>> START Data provided

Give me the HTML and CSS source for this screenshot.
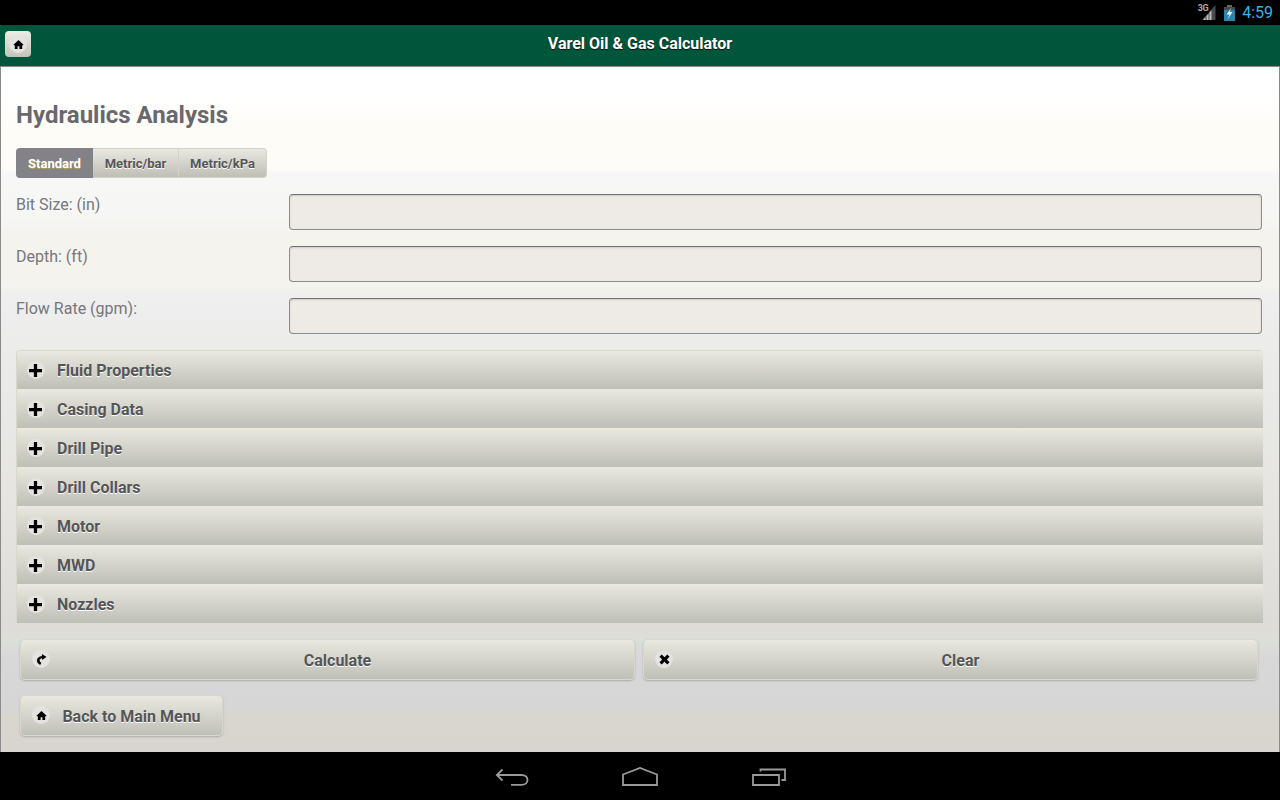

>> END Data provided
>> START Data provided

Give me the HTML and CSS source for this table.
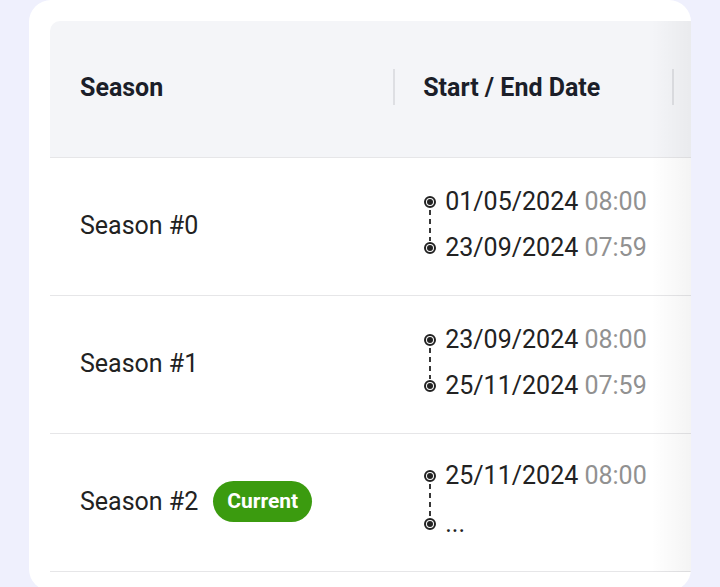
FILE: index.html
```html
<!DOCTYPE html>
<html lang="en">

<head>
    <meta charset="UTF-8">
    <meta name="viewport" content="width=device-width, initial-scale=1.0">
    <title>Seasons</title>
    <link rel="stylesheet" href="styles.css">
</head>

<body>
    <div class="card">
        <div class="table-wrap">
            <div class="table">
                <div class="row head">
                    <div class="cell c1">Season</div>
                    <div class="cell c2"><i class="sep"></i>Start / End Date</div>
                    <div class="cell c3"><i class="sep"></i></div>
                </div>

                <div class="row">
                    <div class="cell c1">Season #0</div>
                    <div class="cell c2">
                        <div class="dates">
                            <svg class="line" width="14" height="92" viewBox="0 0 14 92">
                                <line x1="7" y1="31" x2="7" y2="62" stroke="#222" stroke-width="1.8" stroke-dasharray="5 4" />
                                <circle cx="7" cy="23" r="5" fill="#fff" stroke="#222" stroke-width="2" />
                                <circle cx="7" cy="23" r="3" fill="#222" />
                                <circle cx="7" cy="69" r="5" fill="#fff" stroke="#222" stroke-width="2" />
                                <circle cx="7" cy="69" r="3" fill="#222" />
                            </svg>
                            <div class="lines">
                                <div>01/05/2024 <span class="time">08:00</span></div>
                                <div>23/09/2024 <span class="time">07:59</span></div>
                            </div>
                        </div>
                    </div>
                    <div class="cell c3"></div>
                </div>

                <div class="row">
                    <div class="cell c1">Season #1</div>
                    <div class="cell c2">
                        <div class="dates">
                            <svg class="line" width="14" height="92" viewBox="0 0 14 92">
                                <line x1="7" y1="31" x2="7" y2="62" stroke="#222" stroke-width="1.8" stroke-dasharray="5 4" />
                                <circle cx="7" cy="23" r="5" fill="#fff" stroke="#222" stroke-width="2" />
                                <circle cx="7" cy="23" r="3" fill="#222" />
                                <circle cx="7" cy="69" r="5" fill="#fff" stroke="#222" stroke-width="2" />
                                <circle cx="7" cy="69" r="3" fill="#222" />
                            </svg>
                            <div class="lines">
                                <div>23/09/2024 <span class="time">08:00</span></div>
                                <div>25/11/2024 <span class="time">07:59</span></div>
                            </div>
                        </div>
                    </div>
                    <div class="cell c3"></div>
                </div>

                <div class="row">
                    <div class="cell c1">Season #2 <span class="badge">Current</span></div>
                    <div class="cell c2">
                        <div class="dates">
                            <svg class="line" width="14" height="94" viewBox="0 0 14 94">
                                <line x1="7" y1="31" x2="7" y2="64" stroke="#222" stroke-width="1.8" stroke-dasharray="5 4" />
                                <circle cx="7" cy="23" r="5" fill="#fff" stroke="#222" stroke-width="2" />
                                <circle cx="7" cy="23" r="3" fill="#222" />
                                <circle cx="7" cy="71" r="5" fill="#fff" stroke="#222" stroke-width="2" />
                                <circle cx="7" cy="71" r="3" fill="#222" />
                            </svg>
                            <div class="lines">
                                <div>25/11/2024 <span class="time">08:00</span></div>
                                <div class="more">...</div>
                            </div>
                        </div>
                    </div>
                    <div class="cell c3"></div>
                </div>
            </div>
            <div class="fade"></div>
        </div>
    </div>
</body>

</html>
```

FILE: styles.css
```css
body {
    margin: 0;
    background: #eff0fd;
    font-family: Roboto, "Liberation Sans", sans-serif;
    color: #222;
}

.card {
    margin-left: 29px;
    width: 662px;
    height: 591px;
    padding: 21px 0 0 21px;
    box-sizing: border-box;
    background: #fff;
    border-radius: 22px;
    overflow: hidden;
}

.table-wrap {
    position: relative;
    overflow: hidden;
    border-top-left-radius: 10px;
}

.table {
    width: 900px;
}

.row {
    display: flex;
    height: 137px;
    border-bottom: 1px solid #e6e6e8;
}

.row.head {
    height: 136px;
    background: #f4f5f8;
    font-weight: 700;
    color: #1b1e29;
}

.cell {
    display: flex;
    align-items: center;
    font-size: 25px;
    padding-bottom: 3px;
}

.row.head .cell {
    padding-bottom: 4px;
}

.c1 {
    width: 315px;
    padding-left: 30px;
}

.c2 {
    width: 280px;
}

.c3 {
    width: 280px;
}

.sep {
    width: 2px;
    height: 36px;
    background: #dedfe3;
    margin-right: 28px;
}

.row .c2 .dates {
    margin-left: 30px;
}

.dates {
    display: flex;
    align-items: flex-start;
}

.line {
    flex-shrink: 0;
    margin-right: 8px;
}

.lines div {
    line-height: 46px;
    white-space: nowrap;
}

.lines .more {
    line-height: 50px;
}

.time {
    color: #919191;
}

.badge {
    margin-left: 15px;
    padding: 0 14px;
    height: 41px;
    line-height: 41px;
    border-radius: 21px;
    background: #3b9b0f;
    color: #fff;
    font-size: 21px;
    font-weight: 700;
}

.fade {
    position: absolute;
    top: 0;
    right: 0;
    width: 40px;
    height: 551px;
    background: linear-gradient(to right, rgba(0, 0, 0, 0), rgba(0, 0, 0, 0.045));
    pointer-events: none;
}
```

>> END Data provided
>> START Data provided

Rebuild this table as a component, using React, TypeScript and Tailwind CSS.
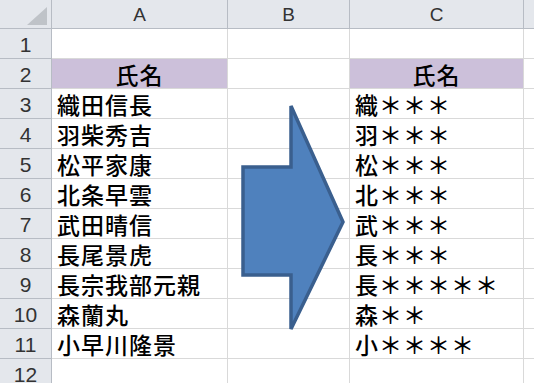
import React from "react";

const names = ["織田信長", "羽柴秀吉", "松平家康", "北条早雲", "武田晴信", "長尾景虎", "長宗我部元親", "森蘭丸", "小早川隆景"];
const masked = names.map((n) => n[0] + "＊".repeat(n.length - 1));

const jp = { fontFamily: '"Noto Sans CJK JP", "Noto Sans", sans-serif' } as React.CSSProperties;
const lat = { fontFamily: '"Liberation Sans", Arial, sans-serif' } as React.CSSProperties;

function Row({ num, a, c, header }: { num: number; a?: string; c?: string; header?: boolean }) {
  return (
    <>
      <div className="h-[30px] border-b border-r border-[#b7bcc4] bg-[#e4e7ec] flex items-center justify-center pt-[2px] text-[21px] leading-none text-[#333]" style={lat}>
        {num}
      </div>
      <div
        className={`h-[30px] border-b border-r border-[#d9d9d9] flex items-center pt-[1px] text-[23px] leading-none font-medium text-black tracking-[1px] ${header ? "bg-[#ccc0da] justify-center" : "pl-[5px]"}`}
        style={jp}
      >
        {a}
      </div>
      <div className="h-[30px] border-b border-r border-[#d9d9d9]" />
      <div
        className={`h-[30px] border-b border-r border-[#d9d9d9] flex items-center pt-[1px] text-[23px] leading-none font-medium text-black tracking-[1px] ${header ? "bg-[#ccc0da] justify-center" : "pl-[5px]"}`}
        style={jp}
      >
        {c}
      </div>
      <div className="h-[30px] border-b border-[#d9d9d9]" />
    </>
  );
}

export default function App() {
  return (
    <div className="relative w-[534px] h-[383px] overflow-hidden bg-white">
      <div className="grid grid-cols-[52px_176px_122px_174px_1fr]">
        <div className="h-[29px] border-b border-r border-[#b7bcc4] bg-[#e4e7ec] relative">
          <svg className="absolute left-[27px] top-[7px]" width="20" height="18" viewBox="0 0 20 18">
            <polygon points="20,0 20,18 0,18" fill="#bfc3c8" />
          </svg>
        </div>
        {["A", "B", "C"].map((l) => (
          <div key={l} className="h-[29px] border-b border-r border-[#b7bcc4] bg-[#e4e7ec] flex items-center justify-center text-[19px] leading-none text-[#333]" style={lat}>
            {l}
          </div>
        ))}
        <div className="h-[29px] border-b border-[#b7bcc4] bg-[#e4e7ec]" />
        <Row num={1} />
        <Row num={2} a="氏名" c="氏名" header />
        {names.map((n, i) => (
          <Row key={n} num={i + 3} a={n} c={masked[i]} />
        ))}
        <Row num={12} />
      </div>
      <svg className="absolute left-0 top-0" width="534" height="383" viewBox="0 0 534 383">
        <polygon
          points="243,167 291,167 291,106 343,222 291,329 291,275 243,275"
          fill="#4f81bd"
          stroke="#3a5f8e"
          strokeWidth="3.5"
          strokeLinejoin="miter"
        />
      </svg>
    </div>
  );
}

>> END Data provided

Directive =
Which lines hold the word "table"? Show each one.

Full answer =
Give me the HTML and CSS source for this table.
        <div class="table-wrap">
            <div class="table">
.table-wrap {
.table {
Rebuild this table as a component, using React, TypeScript and Tailwind CSS.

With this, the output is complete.